10. Новый номер Words Without Borders посвящен литературе Кабо-Верде. Тексты номера — выражение культуры островов Зеленого Мыса, «одновременно окраины и центра мира». Здесь есть обзорная статья Мануэля Бриту-Семеду, стихи и проза лауреатов премии Камоэнса Армениу Виейры и Жерману Алмейды и многое другое; стоит изучить.

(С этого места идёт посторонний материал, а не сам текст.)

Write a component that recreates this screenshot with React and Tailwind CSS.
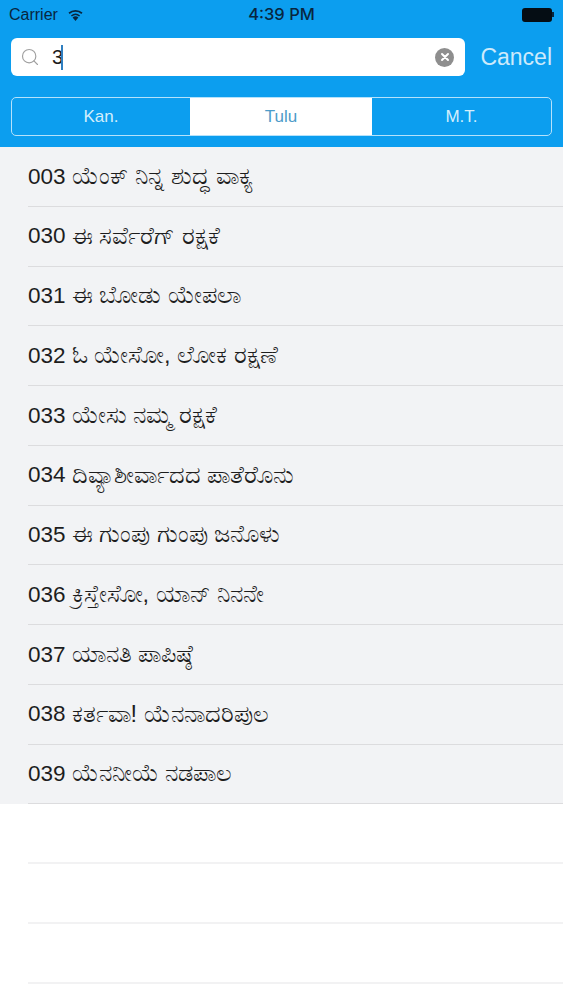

11. В интернете набирает обороты кампания «Руми был мусульманином». Ее организаторы хотят окончательно прояснить вопрос о религиозности Руми — одного из величайших персидских поэтов. В последнее время Руми особенно популярен в Америке: его цитируют знаменитости, от Бейонсе до Иванки Трамп; при этом цитаты часто приводятся в неточном переводе и в них «теряются все следы веры Руми, а заодно и культурные ассоциации с исламским миром». Переводчик и исследователь Шаргзаде замечает, что тексты при этом насыщаются ориенталистскими штампами: к реальной поэзии Руми все это имеет косвенное отношение. Скажем, из перевода пропадает слово «кафир» (неверный), зато появляется «караван», которого в оригинале нет. Популярные тексты часто называют Руми мистиком или суфием, но редко — мусульманином. «Мы не должны забывать, что поэзия Руми — не просто любовная лирика, это часть нашего религиозного канона, как и любые другие важные книги исламской традиции», — говорит Шаргзаде. У инстаграма rumiwasmuslim уже больше 4 000 подписчиков; основатели кампании Шаргзаде и Зиррар предлагают собственные переводы Руми на английский и советуют работы квалифицированных филологов.
12. В Германии вышло историческое исследование Яна Монхаупта «Животные при национал-социализме». На Deutsche Welle*Признано властями РФ иноагентом. книгу рецензирует Сюзанн Шпрёер. История отношений нацистов с животными, разумеется, полна кошмаров: например, рядом с Бухенвальдом был разбит небольшой зоопарк для обеденного отдыха сотрудников концлагеря. Зверинец был открыт на «пожертвования» заключенных.
Животные в Третьем Рейхе «иногда становились примерами для подражания, иногда образами врага, иногда просто средствами для достижения цели, — пишет Монхаупт. — Если вы хотите разобраться в произволе и противоречиях нацистского режима, вопрос о животных не следует игнорировать». «Ролевые модели» — это в первую очередь о волках, культ которых насаждал лично Гитлер. В нацистской пропаганде использовались фото Гитлера с собаками и Геринга с ручными львами. Антисемитизм Третьего рейха проявлялся и в отношениях со зверями: за «предательскую натуру» кошек называли «евреями среди животных», среди ранних запретов для евреев был и запрет на содержание домашних питомцев, ну а распоряжение нацистов оглушать теплокровных животных перед забоем было направлено против еврейских «ритуальных жертвоприношений».